Reference Assignments. Assignments of the form u = v, where u and v are references,
have two effects. First, u is now a reference to the object referred to by v. As long as u is
reachable, the object it refers to is surely reachable. Second, the original reference in u is
lost. If this reference is the last to some reachable object, then that object becomes
unreachable. Any time an object becomes unreachable, all objects that are reachable only
through references contained in that object also become unreachable.
Procedure Returns. As a procedure exits, the frame holding its local variables is popped
off the stack. If the frame holds the only reachable reference to any object, that object
becomes unreachable. Again, if the now unreachable objects hold the only references to
other objects, they too become unreachable, and so on.
Reference Counting Garbage Collectors
Consider a simple, garbage collector, based on reference counting, which identifies garbage
as an object changes from being reachable to unreachable; the object can be deleted when its
count drops to zero. With a reference-counting garbage collector, every object must have a field
for the reference count.
Reference counts can be maintained as follows:
1. Object Allocation. The reference count of the new object is set to 1.
VIEW A.N.Suresh
9
2. Parameter Passing. The reference count of each object passed into a
procedure is incremented.
3. Reference Assignments. For statement u = v, where u and v are references,
the reference count of the object referred to by v goes up by one,
and the count for the old object referred to by u goes down by one.

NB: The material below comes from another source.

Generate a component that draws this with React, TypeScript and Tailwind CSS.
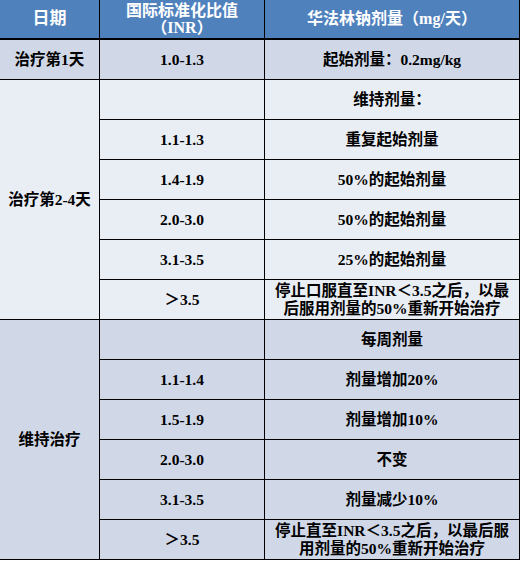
import React from "react";

const font = { fontFamily: '"Liberation Serif", "Noto Sans CJK SC", serif' };

type Row = { inr: string; dose: React.ReactNode };

const sec2: Row[] = [
  { inr: "", dose: "维持剂量：" },
  { inr: "1.1-1.3", dose: "重复起始剂量" },
  { inr: "1.4-1.9", dose: "50%的起始剂量" },
  { inr: "2.0-3.0", dose: "50%的起始剂量" },
  { inr: "3.1-3.5", dose: "25%的起始剂量" },
  {
    inr: "＞3.5",
    dose: (
      <>
        停止口服直至INR＜3.5之后，以最
        <br />
        后服用剂量的50%重新开始治疗
      </>
    ),
  },
];
const sec3: Row[] = [
  { inr: "", dose: "每周剂量" },
  { inr: "1.1-1.4", dose: "剂量增加20%" },
  { inr: "1.5-1.9", dose: "剂量增加10%" },
  { inr: "2.0-3.0", dose: "不变" },
  { inr: "3.1-3.5", dose: "剂量减少10%" },
  {
    inr: "＞3.5",
    dose: (
      <>
        停止直至INR＜3.5之后，以最后服
        <br />
        用剂量的50%重新开始治疗
      </>
    ),
  },
];

function Section({ label, rows, bg, start }: { label: string; rows: Row[]; bg: string; start: number }) {
  return (
    <>
      <div
        className={`${bg} border-r border-b border-black flex items-center justify-center text-[15.5px]`}
        style={{ gridRow: `${start} / span ${rows.length}`, gridColumn: "1" }}
      >
        {label}
      </div>
      {rows.map((r, i) => (
        <React.Fragment key={i}>
          <div
            className={`${bg} border-r border-b border-black flex items-center justify-center text-[15.5px]`}
            style={{ gridRow: `${start + i}`, gridColumn: "2" }}
          >
            {r.inr}
          </div>
          <div
            className={`${bg} border-r border-b border-black flex items-center justify-center text-center text-[15.5px] leading-[18px] whitespace-nowrap`}
            style={{ gridRow: `${start + i}`, gridColumn: "3" }}
          >
            <span>{r.dose}</span>
          </div>
        </React.Fragment>
      ))}
    </>
  );
}

export default function App() {
  return (
    <div className="w-[520px] h-[561px] bg-white font-bold text-black" style={font}>
      <div className="grid grid-cols-[100px_165px_255px] grid-rows-[repeat(14,40px)]">
        <div className="bg-[#4f81bd] text-white border-r border-b-2 border-black flex items-center justify-center text-[17px]">
          日期
        </div>
        <div className="bg-[#4f81bd] text-white border-r border-b-2 border-black flex flex-col items-center justify-center text-[16px] leading-[17px]">
          <span>国际标准化比值</span>
          <span>（INR）</span>
        </div>
        <div className="bg-[#4f81bd] text-white border-r border-b-2 border-black flex items-center justify-center text-[16px]">
          华法林钠剂量（mg/天）
        </div>
        <div className="bg-[#d0d8e8] border-r border-b border-black flex items-center justify-center text-[15.5px]">
          治疗第1天
        </div>
        <div className="bg-[#d0d8e8] border-r border-b border-black flex items-center justify-center text-[15.5px]">
          1.0-1.3
        </div>
        <div className="bg-[#d0d8e8] border-r border-b border-black flex items-center justify-center text-[15.5px]">
          起始剂量：0.2mg/kg
        </div>
        <Section label="治疗第2-4天" rows={sec2} bg="bg-[#e9edf4]" start={3} />
        <Section label="维持治疗" rows={sec3} bg="bg-[#d0d8e8]" start={9} />
      </div>
    </div>
  );
}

4. Procedure Returns. As a procedure exits, all the references held by the
local variables of that procedure activation record must also be decremented.
If several local variables hold references to the same object, that
object's count must be decremented once for each such reference.
5. Transitive Loss of Reachability. Whenever the reference count of an object
becomes zero, we must also decrement the count of each object pointed
to by a reference within the object.